Social Engineering: How Your Instagram Gets Hacked
It’s not always about breaking passwords. Sometimes, it’s about breaking your trust.
Social media has become a part of our everyday life. We don’t use it only for entertainment anymore, we use it to express who we are, to build our personal brand, to grow businesses, and to stay connected with the world.
Instagram especially has turned into a digital identity. It holds our memories, our work, our audience, and sometimes even our income. Losing access to an account today feels like losing a part of ourselves, and that is exactly why attackers focus so heavily on social platforms.
In 2026, social media accounts are not just profiles, they are assets. They carry value, influence, and credibility. That value is what makes them attractive targets for cybercriminals.
What Is Social Engineering?

Social engineering is the art of manipulating humans instead of hacking machines.
Instead of attacking servers, attackers attack:
Your emotions
Your trust
Your curiosity
Your fear
Social engineering is not hacking systems.
It is hacking behavior.
Instead of fighting security systems, attackers choose the easier path: manipulating people. They study how you behave, what you fear, what excites you, and what makes you panic. Once they understand your psychology, they don’t need to hack anything. They simply make you cooperate without realizing it.
In most cases, social engineering starts with small details taken from your own profile. Your bio, your posts, your followers, and your email address give attackers enough information to sound legitimate. They might pose as Instagram support, a brand manager, or even a friend. The moment you believe their identity, they already have control over the situation.
One of the most common methods is fake login portals. You receive a message saying your account violated some policy or needs urgent verification. The link looks official, the page looks real, and everything feels authentic. When you enter your username and password, you are not logging into Instagram. You are handing your credentials directly to the attacker.
You receive:
“Your account violated policy. Verify now.”
You click → it looks like Instagram → you log in → attacker steals your credentials.

Brute force attacks still exist, especially for accounts that use weak or predictable passwords. Automated tools try thousands of combinations in seconds. If your password is simple, your account is already exposed. Social engineering and brute force often work together: one weak password and one careless click is enough.
If your password is simple:
username123
insta@2026
123456
Bots try millions of combinations automatically.

Keyloggers are another silent threat. They come through cracked software, mod apps, or unknown downloads. Once installed, they record every keystroke you type. Your Instagram login, your email password, even your bank details can be captured without you noticing anything unusual.
Malware installed through:
Cracked apps
Fake tools
Unknown downloads
They record everything you type.
There are also indirect factors that make hacking easier. Reusing passwords across platforms, not enabling two-factor authentication, keeping your email public, installing mod APKs, and clicking unknown links all reduce your security.
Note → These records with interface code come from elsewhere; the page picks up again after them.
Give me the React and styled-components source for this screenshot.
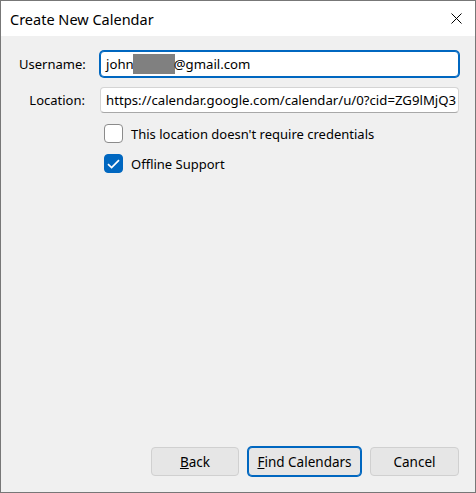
import React from "react"
import styled, { createGlobalStyle } from "styled-components"

const GlobalStyle = createGlobalStyle`
  html, body {
    margin: 0;
    padding: 0;
    background: #f0f0f0;
  }
  * {
    box-sizing: border-box;
  }
`

const Window = styled.div`
  width: 476px;
  height: 493px;
  display: flex;
  flex-direction: column;
  border: 1px solid #777777;
  background: #f0f0f0;
  font-family: "Noto Sans", "Open Sans", sans-serif;
  font-size: 13px;
  color: #000;
`

const TitleBar = styled.div`
  height: 35px;
  flex-shrink: 0;
  display: flex;
  align-items: center;
  justify-content: space-between;
  padding: 0 13px 0 9px;
  background: #ffffff;
`

const Title = styled.div`
  font-size: 14.5px;
  color: #000;
`

const Body = styled.div`
  flex: 1;
  display: flex;
  flex-direction: column;
  padding: 15px 16px 16px 18px;
`

const Form = styled.div`
  display: grid;
  grid-template-columns: 66px 1fr;
  column-gap: 15px;
  row-gap: 10px;
  align-items: center;
`

const Label = styled.label`
  text-align: right;
`

const Field = styled.div`
  height: 26px;
  display: flex;
  align-items: center;
  padding: 0 5px;
  background: #fff;
  border: 1px solid ${p => (p.$focused ? "#0067c0" : "#d4d4d4")};
  border-bottom-color: ${p => (p.$focused ? "#0067c0" : "#a8a8a8")};
  border-radius: 4px;
  box-shadow: ${p => (p.$focused ? "0 0 0 1px #0067c0" : "none")};
  overflow: hidden;
  white-space: nowrap;
  font-size: 13.2px;
`

const Redacted = styled.span`
  display: inline-block;
  width: 42px;
  height: 20px;
  background: #808080;
  vertical-align: middle;
  margin: 0 -1px;
`

const Options = styled.div`
  display: flex;
  flex-direction: column;
  gap: 11px;
  padding: 11px 0 0 85px;
`

const CheckRow = styled.div`
  display: flex;
  align-items: center;
  gap: 8px;
  height: 19px;
`

const Box = styled.span`
  width: 19px;
  height: 19px;
  border-radius: 4px;
  display: flex;
  align-items: center;
  justify-content: center;
  background: ${p => (p.$checked ? "#0067c0" : "#ffffff")};
  border: 1px solid ${p => (p.$checked ? "#0067c0" : "#8b8b8b")};
`

const Spacer = styled.div`
  flex: 1;
`

const Buttons = styled.div`
  display: flex;
  justify-content: flex-end;
  gap: 9px;
`

const Button = styled.button`
  height: 29px;
  width: ${p => p.$w}px;
  font-family: inherit;
  font-size: 13.5px;
  color: #000;
  background: #e6e6e6;
  border: 1px solid ${p => (p.$focused ? "#0067c0" : "#d0d0d0")};
  box-shadow: ${p => (p.$focused ? "0 0 0 1px #0067c0" : "none")};
  border-radius: 4px;
  padding: 0;
`

const CloseIcon = () => (
  <svg width="11" height="11" viewBox="0 0 11 11">
    <path d="M0.5 0.5 L10.5 10.5 M10.5 0.5 L0.5 10.5" stroke="#000" strokeWidth="1" />
  </svg>
)

const Check = () => (
  <svg width="13" height="10" viewBox="0 0 13 10">
    <path d="M1 5.2 L4.6 8.6 L12 1.2" stroke="#fff" strokeWidth="1.7" fill="none" />
  </svg>
)

const App = () => {
  return (
    <>
      <GlobalStyle />
      <Window>
        <TitleBar>
          <Title>Create New Calendar</Title>
          <CloseIcon />
        </TitleBar>
        <Body>
          <Form>
            <Label>Username:</Label>
            <Field $focused>
              john<Redacted />@gmail.com
            </Field>
            <Label>Location:</Label>
            <Field>https://calendar.google.com/calendar/u/0?cid=ZG9lMjQ3</Field>
          </Form>
          <Options>
            <CheckRow>
              <Box />
              <span>This location doesn't require credentials</span>
            </CheckRow>
            <CheckRow>
              <Box $checked>
                <Check />
              </Box>
              <span>Offline Support</span>
            </CheckRow>
          </Options>
          <Spacer />
          <Buttons>
            <Button $w={88}>
              <u>B</u>ack
            </Button>
            <Button $w={113} $focused>
              <u>F</u>ind Calendars
            </Button>
            <Button $w={89}>Cancel</Button>
          </Buttons>
        </Body>
      </Window>
    </>
  )
}

export default App
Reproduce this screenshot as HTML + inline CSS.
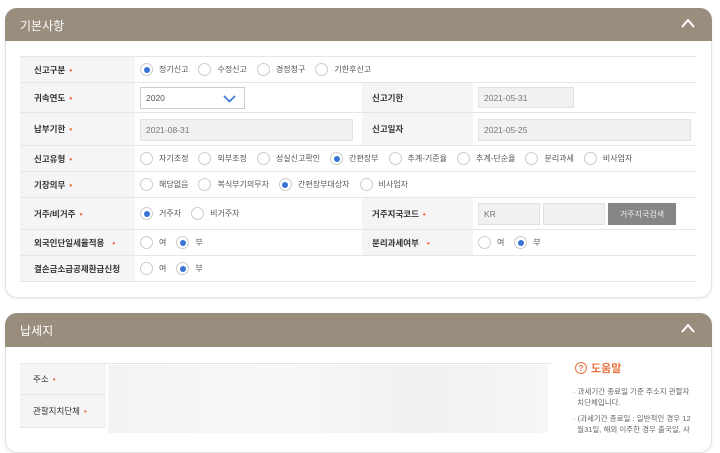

Each mistake alone looks small, but together they create a perfect opportunity for attackers.

Securing yourself starts with awareness. Enable two-factor authentication and prefer authenticator apps over SMS. Use strong, unique passwords for every platform. Never click login links sent through messages or emails. Always open Instagram directly from your app or browser. Never share OTPs, screenshots, or verification codes with anyone, no matter how official they sound.
Avoid cracked software and unofficial apps. Keep your personal information minimal and private. Remove your email from public profiles if possible. Most importantly, learn to pause. Scams work by creating urgency. The moment you feel rushed, stop and verify.
Your Instagram is rarely hacked by force.
It is usually hacked by trust.
And trust, once misplaced, becomes the biggest vulnerability.